How to create Robots.txt

robots.txt

Basic format

User-agent: [user-agent name]

Disallow: [URL string not to be crawled]

 

User-agent is the specific bot you’re talking about. 

And everything that you mention after “disallow” are the pages/sections on your site that you want to block. 

Robots.txt is a text file. So you can actually create it on a Windows notepad. 

Let’s understand from an example:

User-agent: Googlebot 

Disallow: /example-subfolder/

This syntax tells Google’s crawler (user-agent name Google crawler/spider/bot) not to crawl any pages that contain the URL starts with www.example.com/example-subfolder/.

Another example:

User-agent: *

Disallow: /image

This syntax tells any and all the crawlers (user-agent name *) not to crawl your images folder.

 

There are many other ways you can create the directives for the crawlers. 

Check out the guide from Google to learn and create more rules for the crawlers. 

Google guide robots.txt

Test Robots.txt file 

Creating and uploading robots.txt file to your site can be very critical if you do it wrong.

One small mistake and it might get your whole site deindexed. 

So make sure you test your robots.txt file before uploading it to your site.

Here is a free testing tool from Google.

robots.txt tester adschoolmaster.com

As you can see, we have blocked our WordPress-generated tag pages to avoid duplicate content. 

We also have blocked the Wp-admin page.  

And allowed ajax file since Google wants to see how your site is constructed including CSS, JS, and Ajax files.

Also allowed sitemap since it contains a list of all of the web pages on your site.
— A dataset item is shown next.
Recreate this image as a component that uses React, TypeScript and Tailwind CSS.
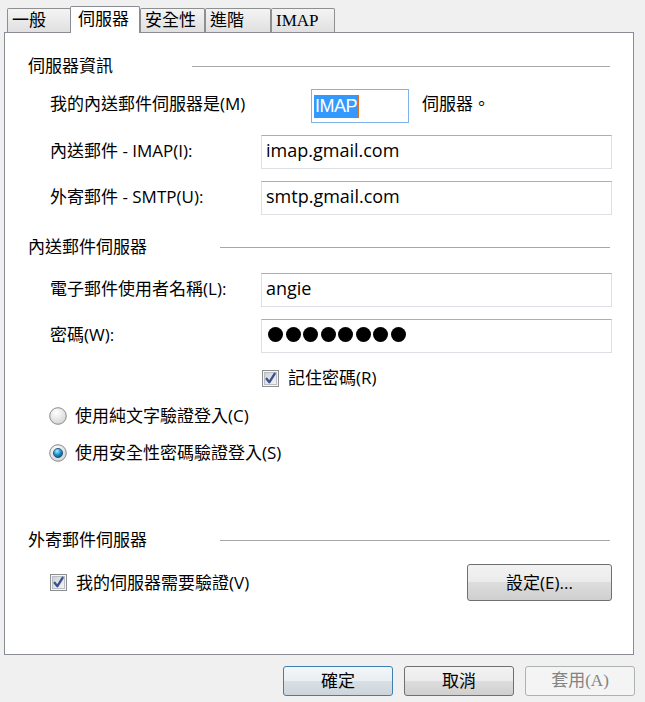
import React from "react"

const font = "font-['Open_Sans','Noto_Sans_CJK_TC',sans-serif]"
const serif = "font-['Liberation_Serif','Noto_Sans_CJK_TC',serif]"

const Tab = ({ label, active, w }: { label: string; active?: boolean; w: string }) => {
    if (active) {
        return (
            <div className={`${w} -ml-[1px] h-[27px] -mb-[1px] relative z-10 bg-white border border-b-0 border-[#898c95] rounded-t-[2px] pl-[7px] pt-[1px] text-[17px] leading-[24px] text-black`}>
                {label}
            </div>
        )
    }
    return (
        <div className={`${w} h-[24px] bg-[linear-gradient(to_bottom,#f4f4f4,#e0e0e0)] border border-b-0 border-[#8e8f8f] rounded-t-[2px] pl-[4px] text-[17px] leading-[24px] text-black`}>
            {label}
        </div>
    )
}

const SectionHeader = ({ title, w }: { title: string; w: string }) => (
    <div className="flex items-center h-[26px] pl-[23px] pr-[23px]">
        <div className={`${w} text-[17px] text-black`}>{title}</div>
        <div className="flex-1 h-px bg-[#a8a8a8]" />
    </div>
)

const TextBox = ({ children }: { children?: React.ReactNode }) => (
    <div className="w-[351px] h-[34px] border border-[#dcdfe3] border-t-[#abadb3] bg-white flex items-center pl-[4px] pb-[3px] text-[18px] text-black">
        {children}
    </div>
)

const Check = () => (
    <svg width="17" height="17" viewBox="0 0 17 17">
        <defs>
            <linearGradient id="cbg" x1="0" y1="0" x2="1" y2="1">
                <stop offset="0" stopColor="#cbcfd5" />
                <stop offset="1" stopColor="#f6f6f6" />
            </linearGradient>
        </defs>
        <rect x="0.5" y="0.5" width="16" height="16" fill="#f6f6f6" stroke="#8e8f8f" />
        <rect x="2.5" y="2.5" width="12" height="12" fill="url(#cbg)" stroke="#b9bec6" />
        <path d="M4.6 8.8 L7.4 12.2 L12.6 3.8" fill="none" stroke="#3b4f8c" strokeWidth="2.3" strokeLinecap="round" strokeLinejoin="round" />
    </svg>
)

const Radio = ({ on }: { on?: boolean }) => (
    <svg width="18" height="18" viewBox="0 0 18 18">
        <defs>
            <radialGradient id="rbg" cx="0.4" cy="0.3" r="0.8">
                <stop offset="0" stopColor="#ffffff" />
                <stop offset="1" stopColor="#cfcfcf" />
            </radialGradient>
            <radialGradient id="rdot" cx="0.4" cy="0.3" r="0.8">
                <stop offset="0" stopColor="#a6ecff" />
                <stop offset="0.5" stopColor="#1f8fd0" />
                <stop offset="1" stopColor="#0a3f6e" />
            </radialGradient>
        </defs>
        <circle cx="9" cy="9" r="8.3" fill="url(#rbg)" stroke="#8a8a8a" />
        {on && <circle cx="9" cy="9" r="4.6" fill="url(#rdot)" stroke="#17486f" strokeWidth="0.8" />}
    </svg>
)

const btn = "h-[30px] w-[110px] rounded-[3px] border text-[17px] flex items-center justify-center"
const grayGrad = "bg-[linear-gradient(to_bottom,#f2f2f2_0%,#ebebeb_50%,#dddddd_50%,#cfcfcf_100%)]"

export default function App() {
    return (
        <div className={`w-[645px] h-[702px] bg-[#f0f0f0] flex flex-col ${font}`}>

            <div className={`h-[32px] flex items-end pl-[7px] ${serif}`}>
                <Tab label="一般" w="w-[64px]" />
                <Tab label="伺服器" w="w-[70px]" active />
                <Tab label="安全性" w="w-[65px]" />
                <Tab label="進階" w="w-[66px]" />
                <Tab label="IMAP" w="w-[64px]" />
            </div>

            <div className="ml-[4px] w-[630px] h-[623px] border border-[#898c95] bg-white flex flex-col">

                <div className="mt-[20px]">
                    <SectionHeader title="伺服器資訊" w="w-[164px]" />
                </div>

                <div className="mt-[10px] h-[34px] flex items-center pl-[45px] text-[17px] text-black">
                    <div className="w-[261px] -mt-[4px]">我的內送郵件伺服器是(M)</div>
                    <div className="w-[98px] h-[34px] border border-[#7eb4ea] bg-white flex items-center pl-[2px]">
                        <span className="bg-[#3399ff] text-white text-[18px] leading-[23px] px-[1px] font-['Liberation_Sans',sans-serif] tracking-[-0.5px]">IMAP</span>
                        <span className="w-px h-[23px] bg-[#e07020]" />
                    </div>
                    <div className="ml-[13px] -mt-[4px]">伺服器。</div>
                </div>

                <div className="mt-[12px] flex items-center pl-[45px] text-[17px] text-black">
                    <div className="w-[211px] -mt-[3px]">內送郵件 - IMAP(I):</div>
                    <TextBox>imap.gmail.com</TextBox>
                </div>

                <div className="mt-[12px] flex items-center pl-[45px] text-[17px] text-black">
                    <div className="w-[211px] -mt-[3px]">外寄郵件 - SMTP(U):</div>
                    <TextBox>smtp.gmail.com</TextBox>
                </div>

                <div className="mt-[19px]">
                    <SectionHeader title="內送郵件伺服器" w="w-[192px]" />
                </div>

                <div className="mt-[13px] flex items-center pl-[45px] text-[17px] text-black">
                    <div className="w-[211px] -mt-[3px]">電子郵件使用者名稱(L):</div>
                    <TextBox>angie</TextBox>
                </div>

                <div className="mt-[12px] flex items-center pl-[45px] text-[17px] text-black">
                    <div className="w-[211px] -mt-[3px]">密碼(W):</div>
                    <TextBox>
                        <div className="flex gap-[2.5px] pl-[2px] -mt-[1px]">
                            {Array.from({ length: 8 }).map((_, i) => (
                                <div key={i} className="w-[15px] h-[15px] rounded-full bg-black" />
                            ))}
                        </div>
                    </TextBox>
                </div>

                <div className="mt-[13px] h-[24px] flex items-center pl-[257px] gap-[9px] text-[17px] text-black">
                    <Check />
                    <span>記住密碼(R)</span>
                </div>

                <div className="mt-[14px] h-[24px] flex items-center pl-[44px] gap-[8px] text-[17px] text-black">
                    <Radio />
                    <span>使用純文字驗證登入(C)</span>
                </div>

                <div className="mt-[13px] h-[24px] flex items-center pl-[44px] gap-[8px] text-[17px] text-black">
                    <Radio on />
                    <span>使用安全性密碼驗證登入(S)</span>
                </div>

                <div className="mt-[62px]">
                    <SectionHeader title="外寄郵件伺服器" w="w-[192px]" />
                </div>

                <div className="mt-[11px] h-[37px] flex items-center pl-[45px] pr-[21px] text-[17px] text-black">
                    <Check />
                    <span className="ml-[9px] flex-1">我的伺服器需要驗證(V)</span>
                    <button className={`${btn} w-[145px] h-[37px] border-[#707070] text-black ${grayGrad}`}>設定(E)...</button>
                </div>
            </div>

            <div className="mt-[11px] flex justify-end gap-[11px] pr-[10px]">
                <button className={`${btn} border-[#3c7fb1] text-black bg-[linear-gradient(to_bottom,#f3f6f9_0%,#e9eef2_50%,#d9dfe4_50%,#cdd5dc_100%)]`}>確定</button>
                <button className={`${btn} border-[#707070] text-black ${grayGrad}`}>取消</button>
                <button className={`${btn} border-[#adb2b5] bg-[#f4f4f4] text-[#838383] ${serif}`}>套用(A)</button>
            </div>
        </div>
    )
}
It’s a good practice to serve the sitemap to the crawlers right away in the first interaction itself.

How to Upload Robots.txt on your site

Once you have the robots.txt file tested and ready to be uploaded – make it easy to find.

In order to be found, a robots.txt file must be placed in the root folder of your site. 

As I told you before, the very first URL a crawler will look for on your website is: https://example.com/robots.txt 

So it’s the best practice to place your robots.txt file at this URL.

 

Robots.txt must-knows

  • Not all crawlers may follow your robots.txt directives. The most common ones are malware robots or email address scrapers. 
  • The robots.txt file is publicly available. You can check it for any website. To check just add robots.txt at the end of the top URL. For example, to check it for adschoolmaster.com – search for – https://adschoolmaster.com/robots.txt
  • In the case of a subdomain, create a separate robots.txt file. For example, blog.example.com and example.com should have their own robots.txt files. Like these: blog.example.com/robots.txt and example.com/robots.txt

Robots.txt vs Meta Directives 

Meta Directives can also be used to block pages at the page-level with “noindex” tag.

However, robots.txt provides you an edge in a few scenarios:

Scenario 1. The noindex tag is tricky to implement on multimedia resources, like images, videos, and PDFs.  

Scenario 2: In case, if you have hundreds and thousands of pages to block, can be a tedious task with noindex. Instead, you can use robots.txt to block the entire section on your site. 

Scenario 3: Robots.txt is always a better choice if your site is struggling with a crawl budget. Because Google crawlers can still land on a page with a noindex tag on it.